Let us now look at the understanding of actual craftsmanship in service industries. How can the hospitals, educational institutions and industries deliver quality services and attract customers? In hospitals, despite the use of ultra-modern equipments, installed infrastructures and the overall quality service of staffs, the ability, skill, passion and dexterity of doctors count the most to become famous and attract the patients. The quality education as demanded by the society is the outcome of craftsmanship of teachers irrespective of modern infrastructures and curriculums of educational institutions. An aircraft pilot carries the lives of so many travelers who travel without having any doubts about his craftsmanship which are passion, experience, skill and precision. If all these are not quality then what is? Hence, an individual’s craftsmanship is the quality parameter for any type of manufacturing or service delivering industries.

The four stakeholders of quality as understood by everyone are the suppliers, customers, regulators and watchdogs. Regarding “Quality as Craftsmanship”, suppliers are the craftsmen themselves who design and work or produce products for their satisfaction rather than for marketing their creation. It captures the niche market and the customers are attracted by the suppliers’ craftsmanship. The customers of craftsmanship include specific target groups who may be willing to pay much more than the cost of production itself. The governments of all countries or any other agencies as quality regulators always motivate craftsmen to produce their arts and crafts as aesthetic and cultural heritages of the nation. But of course, they take precaution so that it does not deteriorate societal and environmental health. The civil society as watchdog also promotes healthy arts and craftsmanship considering them as an image building exercise for the nation. Thus, the craftsmanship of any country survives in a win-win environment and is a selfmotivating dimension of quality.

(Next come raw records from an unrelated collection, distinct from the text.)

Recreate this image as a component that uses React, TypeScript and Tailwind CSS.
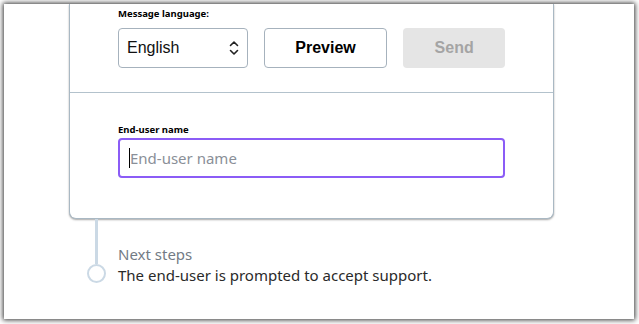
import React from "react";

export default function App() {
  return (
    <div className="w-[639px] h-[324px] bg-white overflow-hidden">
      <div className="ml-[4px] mt-[4px] w-[630px] h-[315px] bg-white shadow-[0_0_5px_1px_rgba(0,0,0,0.8)] flex flex-col">
        <div className="ml-[65px] w-[485px] rounded-b-[7px] border border-t-0 border-[#a9b8c3] shadow-[0_1px_2px_rgba(0,0,0,0.35)] bg-white">
          <div className="px-[48px] pt-[4px] pb-[24px]">
            <div className="text-[9.5px] leading-[12px] font-bold text-black" style={{ fontFamily: '"Noto Sans", sans-serif' }}>
              Message language:
            </div>
            <div className="mt-[8px] flex gap-[16px]" style={{ fontFamily: '"Liberation Sans", Arial, sans-serif' }}>
              <div className="w-[130px] h-[40px] rounded-[4px] border border-[#a6b2bd] flex items-center justify-between pl-[8px] pr-[8px]">
                <span className="text-[16px] text-[#111]">English</span>
                <svg width="10" height="16" viewBox="0 0 10 16" fill="none" stroke="#222" strokeWidth="1.6" strokeLinecap="round" strokeLinejoin="round">
                  <path d="M1.5 5.5 L5 2 L8.5 5.5" />
                  <path d="M1.5 10.5 L5 14 L8.5 10.5" />
                </svg>
              </div>
              <div className="w-[124px] h-[40px] rounded-[4px] border border-[#a6b2bd] flex items-center justify-center text-[16px] font-bold text-black">
                Preview
              </div>
              <div className="w-[102px] h-[40px] rounded-[4px] bg-[#e5e5e5] flex items-center justify-center text-[16px] font-bold text-[#a4a4a4]">
                Send
              </div>
            </div>
          </div>
          <div className="h-px bg-[#b3c2cc]" />
          <div className="px-[48px] pt-[31px] pb-[40px]">
            <div className="text-[9.5px] leading-[12px] font-bold text-black" style={{ fontFamily: '"Noto Sans", sans-serif' }}>
              End-user name
            </div>
            <div className="mt-[2px] h-[40px] rounded-[4px] border-2 border-[#8b5cf6] flex items-center pl-[9px]" style={{ fontFamily: '"Noto Sans", sans-serif' }}>
              <span className="w-px h-[20px] bg-black" />
              <span className="text-[15px] text-[#8a8f98]">End-user name</span>
            </div>
          </div>
        </div>
        <div className="flex">
          <div className="ml-[82px] w-[20px] flex flex-col items-center">
            <div className="w-[3px] h-[45px] bg-[#cbd9e5]" />
            <div className="w-[19px] h-[19px] rounded-full border-[2.5px] border-[#cbd9e5]" />
          </div>
          <div className="ml-[12px] pt-[25px]" style={{ fontFamily: '"Noto Sans", sans-serif' }}>
            <div className="text-[15px] leading-[21px] text-[#737b85]">Next steps</div>
            <div className="text-[15px] leading-[21px] text-[#2a2a2a]">The end-user is prompted to accept support.</div>
          </div>
        </div>
      </div>
    </div>
  );
}
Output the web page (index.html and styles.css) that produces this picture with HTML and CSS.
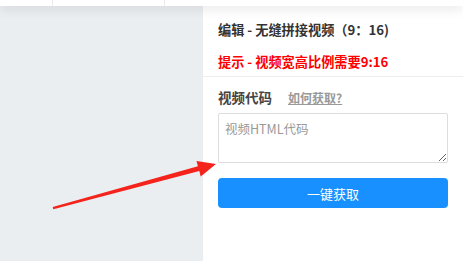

Some people consider craftsmanship as the only dimension of quality whereas many people understand craftsmanship as one of the most important dimensions of quality. Craftsmanship is an inner strength of a maker or a group of makers as an aptitude, ability and dexterity of producing products or delivering services to satisfy themselves. Thus, they eventually capture the minds of specific customers. Craftsmanship is required for a full cycle of design to work in order to produce quality.